Sadly, literature that brings faith authentically to bear on the world is a rare thing. But here are ten novels that use the narrative of conversion to show faith and grace colliding with the ordinary, the sordid and the plain broken. Not all are by professing believers. Not all are orthodox. But all are compelling in their own way, and all make faith feel very real.
9 & 10: A Pure Clear Light and The Essence of the Thing – Madeleine St John
Sydney girl turned wry and urbane Londoner, St John was most famous for her first novel, a witty depiction of a lady’s department store, The Women in Black. But she also wrote three other novels, a kind of loose trilogy, sharing some characters, the same inner London cultured set and a darker and more cynical tone. Yet St John, a late convert, managed to take her characters just to the threshold of faith in utterly unexpected ways. Characters cheat on each other, lie, doubt, and then approach belief without even noticing themselves get there. The last novel in the trilogy, Stairway to Paradise, was the weakest but also hit the faith note with greatest subtlety. Had she lived longer, who knows how deft her touch might have grown.
8: Life After God – Douglas Coupland
A series of vignettes of post-religion North America, this early Coupland slowly arrests you with its quiet ache of longing until you cry out with its narrator, “I need God.”

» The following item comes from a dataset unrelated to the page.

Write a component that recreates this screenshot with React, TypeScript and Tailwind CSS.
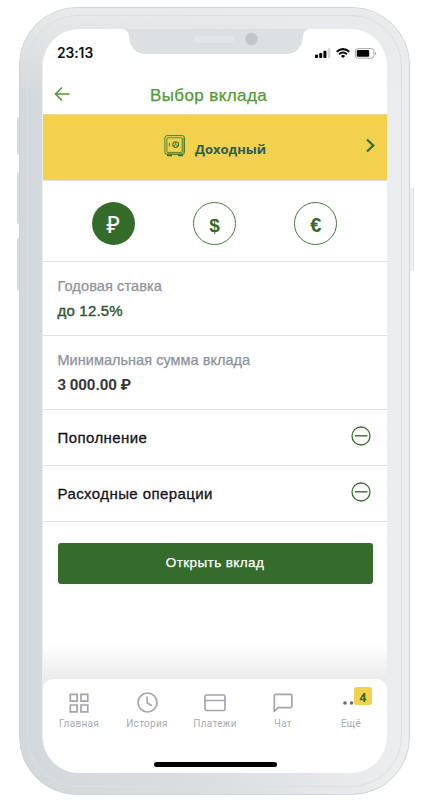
import React from "react";

const helv = "font-['Liberation_Sans',Arial,sans-serif]";

function StatusBar() {
  return (
    <div className="flex h-[45px] justify-between pl-[14px] pr-[10px] pt-[16px]">
      <span className="font-['Inter',sans-serif] text-[13.8px] font-semibold leading-[17px] tracking-[-0.05px] text-[#101216]">23:13</span>
      <div className="flex h-[16px] items-center">
        <svg width="16" height="10" viewBox="0 0 16 10">
          <rect x="0" y="6.5" width="3" height="3.5" rx="0.8" fill="#050505" />
          <rect x="4.2" y="5" width="3" height="5" rx="0.8" fill="#050505" />
          <rect x="8.4" y="2.7" width="3" height="7.3" rx="0.8" fill="#050505" />
          <rect x="12.6" y="0.3" width="2.8" height="9.7" rx="0.8" fill="#d4d5d7" />
        </svg>
        <svg className="ml-[5px]" width="14" height="10" viewBox="0 0 14 10" fill="none" stroke="#050505" strokeWidth="2">
          <path d="M.7 3.8Q7-1.6 13.3 3.8" />
          <path d="M3.1 6.2Q7 2.7 10.9 6.2" />
          <path d="M7 10 4.8 7.9Q7 6.3 9.2 7.9Z" fill="#050505" stroke="none" />
        </svg>
        <svg className="ml-[5px]" width="22" height="11" viewBox="0 0 22 11">
          <rect x="0.5" y="0.6" width="18.4" height="9.6" rx="2.4" fill="none" stroke="#aaa7ad" />
          <rect x="1.8" y="2" width="12.4" height="6.8" rx="1" fill="#050505" />
          <path d="M20 3.6Q22.2 5.4 20 7.2Z" fill="#aaa7ad" />
        </svg>
      </div>
    </div>
  );
}

function Safe() {
  return (
    <svg width="22" height="22" viewBox="0 0 22 22" fill="none" stroke="#3b7732">
      <rect x="0.9" y="0.6" width="19.6" height="19" rx="2.2" strokeWidth="0.9" />
      <path d="M19.2 2.6v15.6H2.6" stroke="#9ba342" strokeWidth="1.6" />
      <rect x="2.9" y="2.8" width="15.2" height="14.6" rx="0.8" strokeWidth="0.8" />
      <circle cx="11.7" cy="9.6" r="2.9" strokeWidth="1.1" />
      <path d="M11.7 9.6V7M11.7 9.6 9.4 11.1M11.7 9.6l2.3 1.5M5.3 8v3.4" strokeWidth="0.9" />
      <path d="M3 20.4h5M14 20.4h5" stroke="#28754a" strokeWidth="1.6" />
    </svg>
  );
}

function Minus() {
  return (
    <svg width="20" height="20" viewBox="0 0 20 20" fill="none" stroke="#35702b">
      <circle cx="10" cy="10" r="9" strokeWidth="1.3" />
      <path d="M3.8 9.8h12.6" strokeWidth="1.4" />
    </svg>
  );
}

function Row({ title }: { title: string }) {
  return (
    <div className="flex h-[56px] shrink-0 items-center justify-between border-b border-[#dfe1e3] pl-[14.5px] pr-[16px]">
      <span className={`${helv} text-[15px] leading-5 tracking-[0.42px] text-[#111318] [-webkit-text-stroke:0.3px_#111318]`}>{title}</span>
      <div className="-mt-1"><Minus /></div>
    </div>
  );
}

function Tab({ label, children }: { label: string; children: React.ReactNode }) {
  return (
    <div className="flex w-[68px] flex-col items-center">
      <div className="flex h-[22px] items-center justify-center">{children}</div>
      <span className="mt-[3px] font-['Roboto',sans-serif] text-[10px] leading-[14px] tracking-[0.3px] text-[#a8abb2]">{label}</span>
    </div>
  );
}

const ico = { fill: "none", stroke: "#a4a5ad", strokeWidth: 1.7, strokeLinejoin: "round" as const, strokeLinecap: "round" as const };

export default function App() {
  return (
    <div className="relative h-[800px] w-[428px] overflow-hidden bg-white pl-[19px] pt-[7px]">
      <div className="absolute left-[17px] top-[117px] h-[38px] w-[5px] rounded-l-[2px] bg-[#d8dcdf]" />
      <div className="absolute left-[17px] top-[172px] h-[52px] w-[5px] rounded-l-[2px] bg-[#d8dcdf]" />
      <div className="absolute left-[17px] top-[238px] h-[53px] w-[5px] rounded-l-[2px] bg-[#d8dcdf]" />
      <div className="absolute left-[407px] top-[188px] h-[83px] w-[7px] rounded-r-[2px] border-r border-[#dfe1e3] bg-[#edeff0]" />
      <div className="relative h-[788px] w-[391px] rounded-[58px] border border-[#d0d4d8] bg-linear-to-r from-[#d3d8dc] via-[#dbdfe2] to-[#edeef0] pl-[22px] pt-[21px]">
        <div className="absolute inset-x-0 top-0 h-[90px] rounded-t-[57px] bg-linear-to-b from-[#e8eaeb] to-transparent" />
        <div className="absolute inset-[7px] rounded-[51px] border border-[#dce0e2]" />
        <div className="relative flex h-[744px] w-[346px] flex-col overflow-hidden rounded-[37px] border-x border-[#e9edef] bg-white">
          <svg className="absolute left-[78.5px] top-0" width="188" height="26" viewBox="0 0 188 26">
            <path d="M0 0H188Q182 0 181 7C180 18 175 25 164 25H24C13 25 8 18 7 7Q6 0 0 0Z" fill="#dce0e3" />
            <rect x="72" y="6.5" width="40" height="7.5" rx="3.7" fill="#e3e6e8" />
            <circle cx="129.5" cy="10" r="6.2" fill="#c3c6c9" />
          </svg>
          <StatusBar />
          <div className="relative flex h-[40px] shrink-0 items-center justify-center pr-[13px] pt-[3px]">
            <svg className="absolute left-[11px] top-[12px]" width="16" height="16" viewBox="0 0 16 16" fill="none" stroke="#519b35" strokeWidth="1.7" strokeLinecap="round" strokeLinejoin="round">
              <path d="M15 8H1.5M7.5 2 1.5 8l6 6" />
            </svg>
            <span className={`${helv} text-[17px] leading-5 tracking-[0.4px] text-[#519b35] [-webkit-text-stroke:0.25px_#519b35]`}>Выбор вклада</span>
          </div>
          <div className="relative flex h-[66px] shrink-0 items-center border-t border-[#ecd783] bg-[#f1d14e] pl-[121px]">
            <div className="-mt-[3px]"><Safe /></div>
            <span className="ml-[9px] pt-[2px] font-['Open_Sans',sans-serif] text-[13px] font-bold leading-5 text-[#315b50]">Доходный</span>
            <svg className="absolute right-[12px] top-[23px]" width="9" height="15" viewBox="0 0 9 15" fill="none" stroke="#356f29" strokeWidth="2.3">
              <path d="M1 1.5 7.2 7.5 1 13.5" />
            </svg>
          </div>
          <div className="flex h-[82px] shrink-0 items-center gap-[58.3px] border-b border-t border-[#dfe1e3] pl-[48.8px] pt-[5px]">
            <div className="flex size-[43px] items-center justify-center rounded-full bg-[#356b29] pt-[2px] font-['Noto_Sans',sans-serif] text-[23px] leading-none text-white [-webkit-text-stroke:0.2px_white]">₽</div>
            <div className="flex size-[43px] items-center justify-center rounded-full border border-[#447a3b] pt-[3px] font-['Liberation_Sans',sans-serif] text-[19px] font-bold leading-none text-[#356b29]">$</div>
            <div className="flex size-[43px] items-center justify-center rounded-full border border-[#447a3b] pt-[3px] font-['Liberation_Sans',sans-serif] text-[20px] font-bold leading-none text-[#356b29]">€</div>
          </div>
          <div className="h-[74px] shrink-0 border-b border-[#dfe1e3] pl-[14.5px] pt-[14px]">
            <div className={`${helv} text-[14.5px] leading-5 tracking-[0.12px] text-[#8d9299] [-webkit-text-stroke:0.25px_#8d9299]`}>Годовая ставка</div>
            <div className={`${helv} mt-[5px] text-[15px] leading-5 tracking-[0.2px] text-[#315533] [-webkit-text-stroke:0.4px_#315533]`}>до 12.5%</div>
          </div>
          <div className="h-[74px] shrink-0 border-b border-[#dfe1e3] pl-[14.5px] pt-[14px]">
            <div className={`${helv} text-[14.5px] leading-5 tracking-[0.03px] text-[#8d9299] [-webkit-text-stroke:0.25px_#8d9299]`}>Минимальная сумма вклада</div>
            <div className="mt-[5px] font-['Roboto',sans-serif] text-[15px] font-bold leading-5 tracking-[-0.05px] text-[#35373c]">3 000.00 ₽</div>
          </div>
          <Row title="Пополнение" />
          <Row title="Расходные операции" />
          <div className="flex flex-1 flex-col bg-linear-to-b from-white from-78% to-[#ebebec] px-[14.5px] pt-[21px]">
            <button className={`${helv} h-[41px] w-full rounded-[3px] bg-[#356b2b] text-[13.5px] tracking-[0.4px] text-white [-webkit-text-stroke:0.25px_white]`}>Открыть вклад</button>
          </div>
          <div className="shrink-0 bg-[#ebebec]">
            <div className="flex h-[94.5px] flex-col rounded-t-[10px] bg-white">
              <div className="flex px-[2px] pt-[13px]">
                <Tab label="Главная">
                  <svg width="20" height="20" viewBox="0 0 20 20" {...ico} strokeLinejoin="miter"><path d="M1.3 1.3h6.8v6.8H1.3zM12 1.3h6.8v6.8H12zM1.3 12h6.8v6.8H1.3zM12 12h6.8v6.8H12z" /></svg>
                </Tab>
                <Tab label="История">
                  <svg width="21" height="21" viewBox="0 0 21 21" {...ico}><circle cx="10.5" cy="10.5" r="9.5" /><path d="M10.2 5v6l4 2.3" /></svg>
                </Tab>
                <Tab label="Платежи">
                  <svg width="22" height="18" viewBox="0 0 22 18" {...ico}><rect x="1" y="1" width="20" height="15.5" rx="1.5" /><path d="M1 6.5h20" /></svg>
                </Tab>
                <Tab label="Чат">
                  <svg width="20" height="20" viewBox="0 0 20 20" {...ico}><path d="M1.3 18.5V2.7Q1.3 1.3 2.7 1.3h14.8q1.4 0 1.4 1.4v10.6q0 1.4-1.4 1.4H5.1z" /></svg>
                </Tab>
                <Tab label="Ещё">
                  <div className="relative h-[20px] w-[20px]">
                    <svg width="20" height="20" viewBox="0 0 20 20" fill="#6c6c70"><circle cx="4" cy="10" r="1.8" /><circle cx="10.5" cy="10" r="1.8" /></svg>
                    <span className="absolute left-[13px] top-[-5.5px] flex h-[18px] w-[18px] items-center justify-center rounded-[3px] bg-[#f1d14e] pt-[4px] font-['Noto_Sans',sans-serif] text-[12px] font-bold leading-none text-[#356b29]">4</span>
                  </div>
                </Tab>
              </div>
              <div className="ml-[111px] mt-[31px] h-[5px] w-[123px] rounded-full bg-black" />
            </div>
          </div>
        </div>
      </div>
    </div>
  );
}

7: The Death of Ivan Ilyich – Leo Tolstoy
The only Tolstoy I have finished (and amongst his shortest), Ivan Ilyich packs a punch. Mostly the death-bed resentment of a sick and bitter man who trusts no-one, including his family, this novella takes you right into the psyche of an embittered soul and leads you imperceptibly to redemption.

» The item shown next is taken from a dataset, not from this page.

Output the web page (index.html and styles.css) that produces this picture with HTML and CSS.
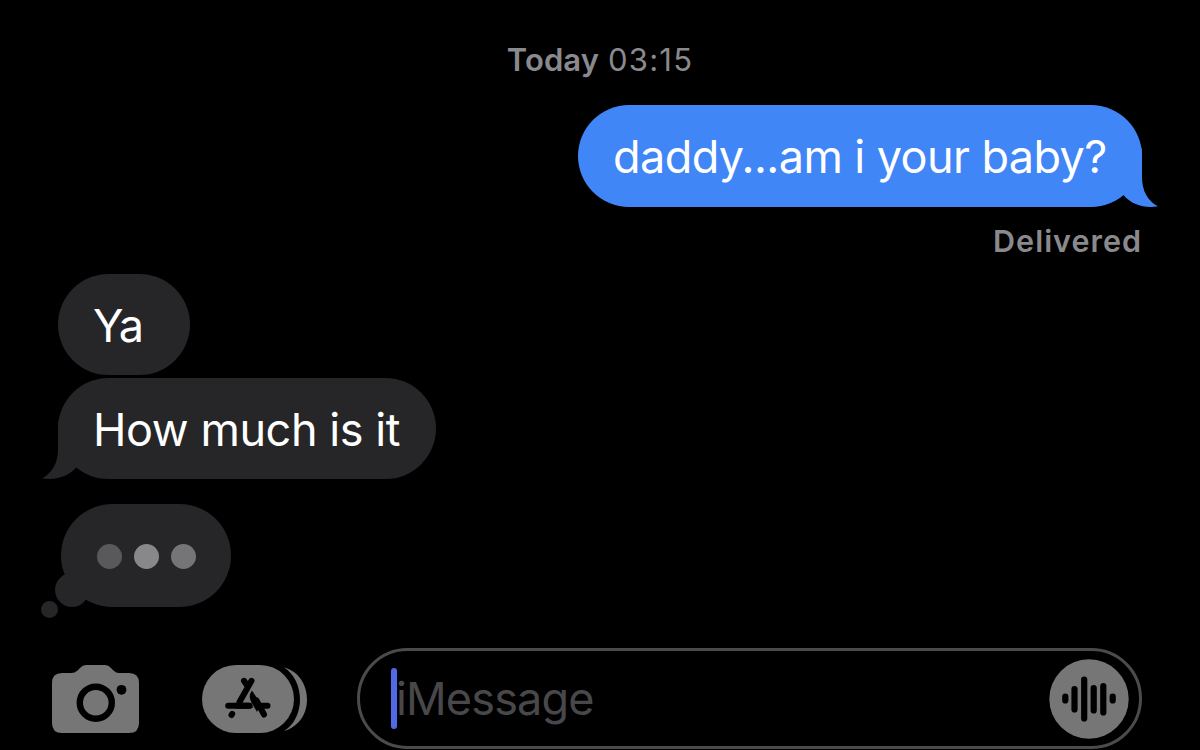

6: The Moviegoer – Walker Percy
Percy is a curious figure in Catholic literature. Equal parts Kierkegaardian philosopher and satirist of American culture, he sometimes seems strangely lacking in faith. Many readers may find some of his treatments of women to be uncomfortable. But his first novel is a tour-de-force examination of the modern quest for physical sensation and the discovery of grace in the sacrament of everyday life.
5: Barabbas – Pär Lagerkvist
It might be a bit much to call this a conversion novel, but this story of the man who Jesus replaced on the cross has some of the most intriguing discussions of faith that I’ve encountered in 20th century literature. A Swedish Nobel laureate, Lagerkvist explored characters touched by the cross twice in his work, via mythology in The Death of Ahaseuras and more directly in Barabbas. He wasn’t, to my knowledge, a believer, and some theological details here are dubious, but Barabbas’ life after his unexpected exchange with Christ is a fascinating reflection on what it means to be a believer and a reprobate.
4: Saint Maybe – Anne Tyler
Also not a Christian herself, Anne Tyler makes raw and unvarnished Christian faith and redemption the central force of change in this touching family drama by one of the greatest living novelists working in English.
3: Lila – Marilynne Robinson
The third in her Gilead novels, Lila is in my opinion the best. Both a delicate love story and an unpretentious, warts-and-all tale of grace at work in a wounded life, Lila tells the story of Reverend Wilmot’s much younger wife and how she came to experience and trust the love of God expressed in an unexpected person.
2: Viper’s Tangle – François Mauriac
Almost any of Mauriac’s novels could be here but I’ve picked my favourite. Mauriac’s characters are almost always ugly, mean or pathetic, and yet he always portrays them with a tenderness approaching love. The marvel of this one lies in watching the vipers’ nest within its protagonist untangle with God’s hand. Few other Christian writers have explored the depths of humanity with as much grace and honesty as Mauriac.
1: Brideshead Revisited – Evelyn Waugh
When Andrew Davies adapted this book for film he said he was getting rid of the “God stuff”, which is rather like taking the running out of Chariots of Fire. He failed, because God is central to this novel. All he managed to get rid of was the conversion, which was like taking out Eric Liddell’s gold medal. Don’t watch the film. Read the book instead.
No Graham Green?
… or even Greene . The end of the Affair, for example.
Yes! I hadn’t read it when I wrote this, but I’d definitely add it to the list now.